Gregory Brown
513 Agnes Arnold Hall
Department of Philosophy
University of Houston
Houston, TX 77204-3004

The House of Brunswick:
The Leibniz Connection

In 1668, shortly after receiving his doctoral degree in law from the University of Altdorf, Leibniz accepted employment as lawyer, librarian, and foreign affairs advisor to Johann Christian Freiherr von Boyneburg and the archbishop-Elector of Mainz, Johann Philipp von Schönborn. Then, at the end of 1669 and upon the recommendation of the Swedish Ambassador in Frankfurt, Leibniz was invited to Hanover by Johann Friedrich (1625-1679), Duke of Brunswick - Lüneburg -  Calenberg (Hanover). Although Leibniz declined the offer at the time, the duke's overture was the beginning of what was to become a  long and fateful association between Leibniz and the royal House of Brunswick. Being the only brother of four who had converted to Catholicism, Duke Johann Friedrich had a natural interest in religious matters, and in May of 1671 Leibniz sent him two of his writings on religious themes. Leibniz appears to have met Johann Friedrich in person in Frankfurt early in October 1671, and later that month he again wrote to the Duke, describing his research in various fields.

In 1672 Leibniz found himself in Paris on a diplomatic mission at the behest of Baron von Boynebureg. But on 15 December of that very year, Baron von Boyneburg died. The Elector von Schönborn died shortly thereafter, while Leibniz was on his first trip to London. During this trip, Leibniz had demonstrated a model of his new calculating machine to the Royal Society, and primarily on the strength of that he was later unanimously elected as a Fellow of the Society on 19 April 1673. After returning to Paris, where he was desperate to remain after having experienced the excitement of its intellectual life, Leibniz sought patronage from the new Elector of Mainz; and although the new Elector allowed him to remain in Paris without jeopardy to his post as advisor to the court and judge in the High Court of Appeal, Leibniz's salary remained suspended.

For some time after the death of the Baron von Boineburg and the Elector von Schönborn, Leibniz remained in the employ of the Boineburg family, tutoring and looking after the late baron's son, who had been sent to Paris for his studies shortly before his father's death.
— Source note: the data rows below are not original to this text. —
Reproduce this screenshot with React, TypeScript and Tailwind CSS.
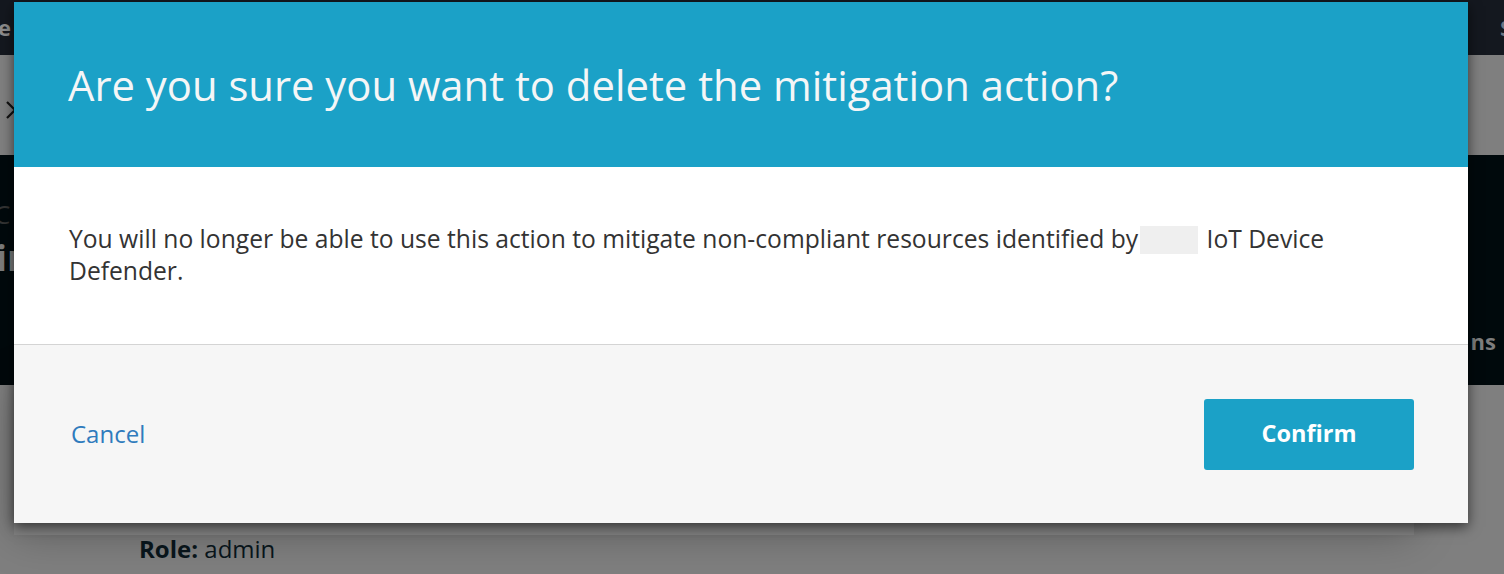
import React from "react";

export default function App() {
  const font = { fontFamily: '"Open Sans", "Noto Sans", Arial, sans-serif' };
  return (
    <div className="relative h-[574px] w-[1504px] overflow-hidden bg-[#7f7f7f]" style={font}>
      {/* dimmed page underneath */}
      <div className="flex flex-col">
        <div className="flex h-[55px] items-center justify-between bg-[#14181f] text-[22px] font-bold text-[#8c8c8c]">
          <span className="-ml-[2px]">e</span>
          <span className="-mr-[8px] text-[#6b7684]">S</span>
        </div>
        <div className="flex h-[100px] items-center bg-[#7f7f7f] pl-[5px]">
          <svg width="12" height="20" viewBox="0 0 12 20" className="mt-[10px]">
            <path d="M2 2 L10 10 L2 18" fill="none" stroke="#111" strokeWidth="2.2" />
          </svg>
        </div>
        <div className="relative flex h-[230px] flex-col bg-[#00090c]">
          <span className="mt-[40px] -ml-[6px] text-[26px] text-[#333]">C</span>
          <span className="mt-[6px] -ml-[4px] text-[36px] font-bold leading-none text-[#7a7a7a]">in</span>
          <span className="absolute right-[8px] top-[170px] text-[22px] font-bold text-[#7d7d7d]">ns</span>
        </div>
        <div className="relative h-[189px] bg-[#7f7f7f]">
          <div className="absolute left-[14px] top-[0px] h-[150px] w-[1400px] bg-[#7f7f7f] shadow-[0_0_40px_rgba(0,0,0,0.25)]" />
          <div className="relative pl-[139px] pt-[146px] text-[24px] text-[#08141a]">
            <span className="font-bold">Role:</span> admin
          </div>
        </div>
      </div>

      {/* modal */}
      <div className="absolute left-[14px] top-[2px] flex w-[1454px] flex-col shadow-[0_4px_12px_rgba(0,0,0,0.6)]">
        <div className="flex h-[165px] items-center bg-[#1ba1c7] pl-[54px]">
          <h1 className="text-[41.8px] font-normal leading-none text-[#f4f6f7]">
            Are you sure you want to delete the mitigation action?
          </h1>
        </div>
        <div className="h-[178px] border-b border-[#d4d4d4] bg-white pl-[55px] pr-[110px] pt-[56px]">
          <p className="text-[24.65px] leading-[32px] text-[#333]">
            You will no longer be able to use this action to mitigate non-compliant resources identified by
            <span className="mx-[2px] inline-block h-[28px] w-[58px] align-[-6px] bg-[#efefef]" /> IoT Device Defender.
          </p>
        </div>
        <div className="flex h-[178px] items-center justify-between bg-[#f6f6f6] pl-[57px] pr-[54px]">
          <button className="text-[24px] text-[#2f7bbd]">Cancel</button>
          <button className="flex h-[71px] w-[210px] items-center justify-center rounded-[3px] bg-[#1ba1c7] text-[23.5px] font-bold text-white">
            Confirm
          </button>
        </div>
      </div>
    </div>
  );
}
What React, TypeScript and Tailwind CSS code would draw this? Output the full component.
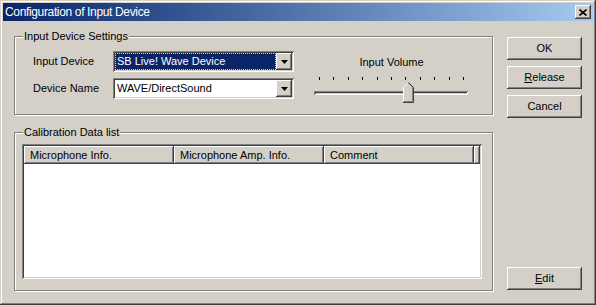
import React from "react";

const raised =
  "bg-[#d4d0c8] shadow-[inset_-1px_-1px_0_#404040,inset_1px_1px_0_#ffffff,inset_-2px_-2px_0_#808080,inset_2px_2px_0_#d4d0c8]";
const sunken =
  "shadow-[inset_1px_1px_0_#808080,inset_-1px_-1px_0_#ffffff,inset_2px_2px_0_#404040,inset_-2px_-2px_0_#d4d0c8]";

function DropArrow() {
  return (
    <div className={`w-[16px] h-[17px] flex items-center justify-center shrink-0 ${raised}`}>
      <svg width="7" height="4" viewBox="0 0 7 4">
        <polygon points="0,0 7,0 3.5,4" fill="#000" />
      </svg>
    </div>
  );
}

function Combo({ value, selected }: { value: string; selected?: boolean }) {
  return (
    <div className={`w-[181px] h-[21px] bg-white flex p-[2px] ${sunken}`}>
      {selected ? (
        <div className="flex-1 flex items-center pl-[1px] bg-[#0a246a] text-white border border-dotted border-[#e8d890]">
          {value}
        </div>
      ) : (
        <div className="flex-1 flex items-center pl-[2px] text-black">{value}</div>
      )}
      <DropArrow />
    </div>
  );
}

function GroupBox({ label, className, children }: { label: string; className: string; children: React.ReactNode }) {
  return (
    <div
      className={`relative w-[479px] border border-[#808080] shadow-[inset_1px_1px_0_#ffffff,1px_1px_0_#ffffff] ${className}`}
    >
      <span className="absolute -top-[7px] left-[8px] px-[1px] bg-[#d4d0c8] leading-[13px]">{label}</span>
      {children}
    </div>
  );
}

function Button({ children, className = "" }: { children: React.ReactNode; className?: string }) {
  return (
    <div className={`w-[75px] h-[23px] flex items-center justify-center ${raised} ${className}`}>{children}</div>
  );
}

function HeaderCell({ label, width }: { label: string; width: string }) {
  return (
    <div className={`${width} h-full flex items-center pl-[6px] shrink-0 ${raised}`}>{label}</div>
  );
}

export default function App() {
  const ticks = Array.from({ length: 11 });
  return (
    <div
      className="w-[596px] h-[305px] bg-[#d4d0c8] p-[3px] flex flex-col text-[11px] text-black shadow-[inset_-1px_-1px_0_#404040,inset_1px_1px_0_#d4d0c8,inset_-2px_-2px_0_#808080,inset_2px_2px_0_#ffffff]"
      style={{ fontFamily: '"Liberation Sans", Arial, sans-serif' }}
    >
      {/* Title bar */}
      <div className="h-[18px] flex items-center bg-gradient-to-r from-[#0a246a] to-[#a6caf0] pl-[2px] pr-[2px]">
        <span className="flex-1 text-white text-[12px] tracking-[-0.35px]">Configuration of Input Device</span>
        <div className={`w-[16px] h-[14px] flex items-center justify-center ${raised}`}>
          <svg width="8" height="7" viewBox="0 0 8 7">
            <path d="M0.5 0.5 L7.5 6.5 M7.5 0.5 L0.5 6.5" stroke="#000" strokeWidth="1.6" />
          </svg>
        </div>
      </div>

      {/* Body */}
      <div className="flex flex-1">
        <div className="ml-[11px] mt-[15px] flex flex-col">
          {/* Input Device Settings */}
          <GroupBox label="Input Device Settings" className="h-[79px]">
            <div className="flex items-start pl-[18px] pt-[14px]">
              <div className="flex flex-col gap-[6px]">
                <div className="flex items-center">
                  <span className="w-[80px]">Input Device</span>
                  <Combo value="SB Live! Wave Device" selected />
                </div>
                <div className="flex items-center">
                  <span className="w-[80px]">Device Name</span>
                  <Combo value="WAVE/DirectSound" />
                </div>
              </div>

              {/* Volume slider */}
              <div className="ml-[20px] mt-[5px] w-[154px] flex flex-col">
                <span className="text-center leading-[13px] pl-[1px]">Input Volume</span>
                <div className="mt-[8px] pl-[5px] pr-[4px] flex justify-between">
                  {ticks.map((_, i) => (
                    <span key={i} className="w-[1px] h-[3px] bg-black" />
                  ))}
                </div>
                <div className="relative mt-[11px]">
                  <div className={`h-[4px] bg-[#d4d0c8] ${sunken}`} />
                  <svg
                    className="absolute left-[89px] -top-[9px]"
                    width="11"
                    height="21"
                    viewBox="0 0 11 21"
                  >
                    <polygon points="0,5 5,0 10,5 10,20 0,20" fill="#d4d0c8" />
                    <polyline points="0.5,20 0.5,5.2 5,0.7" fill="none" stroke="#fff" />
                    <polyline points="5,0.7 9.5,5.2 9.5,19.5 0.5,19.5" fill="none" stroke="#808080" />
                    <polyline points="5.5,0.5 10.5,5.5 10.5,20.5 0,20.5" fill="none" stroke="#404040" />
                  </svg>
                </div>
              </div>
            </div>
          </GroupBox>

          {/* Calibration Data list */}
          <GroupBox label="Calibration Data list" className="h-[159px] mt-[17px]">
            <div className="pl-[7px] pt-[11px]">
              <div className={`w-[460px] h-[135px] bg-white p-[2px] ${sunken}`}>
                <div className="h-[18px] flex">
                  <HeaderCell label="Microphone Info." width="w-[150px]" />
                  <HeaderCell label="Microphone Amp. Info." width="w-[150px]" />
                  <HeaderCell label="Comment" width="w-[150px]" />
                  <div className={`flex-1 h-full ${raised}`} />
                </div>
              </div>
            </div>
          </GroupBox>
        </div>

        {/* Buttons */}
        <div className="ml-[14px] mt-[16px] flex flex-col gap-[6px]">
          <Button className="shadow-[inset_-1px_-1px_0_#000000,inset_1px_1px_0_#ffffff,inset_-2px_-2px_0_#808080,inset_2px_2px_0_#d4d0c8]">
            OK
          </Button>
          <Button>
            <span>
              <span className="underline">R</span>elease
            </span>
          </Button>
          <Button>Cancel</Button>
          <Button className="mt-[143px]">
            <span>
              <span className="underline">E</span>dit
            </span>
          </Button>
        </div>
      </div>
    </div>
  );
}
But due to misunderstandings and disputes with the family he was eventually dismissed in September of 1674. At the beginning of 1676, still in Paris but without any firm prospects for employment, Leibniz received another offer of employment from Johann Friedrich's Counselor to the court at Hanover—which offer he now promptly accepted. His hope, however, was to remain in Paris as a political representative of both the duke and the elector of Mainz. On 27 January 1676 Leibniz was officially appointed Counselor to Duke Johann Friedrich.  But September still found Leibniz in Paris, and toward the end of that month he was informed that duke Johann Friedrich was growing impatient for him to arrive in Hanover to take up his official duties. His options exhausted, Leibniz bowed to the inevitable and finally departed Paris, never to return, on 4 October 1676.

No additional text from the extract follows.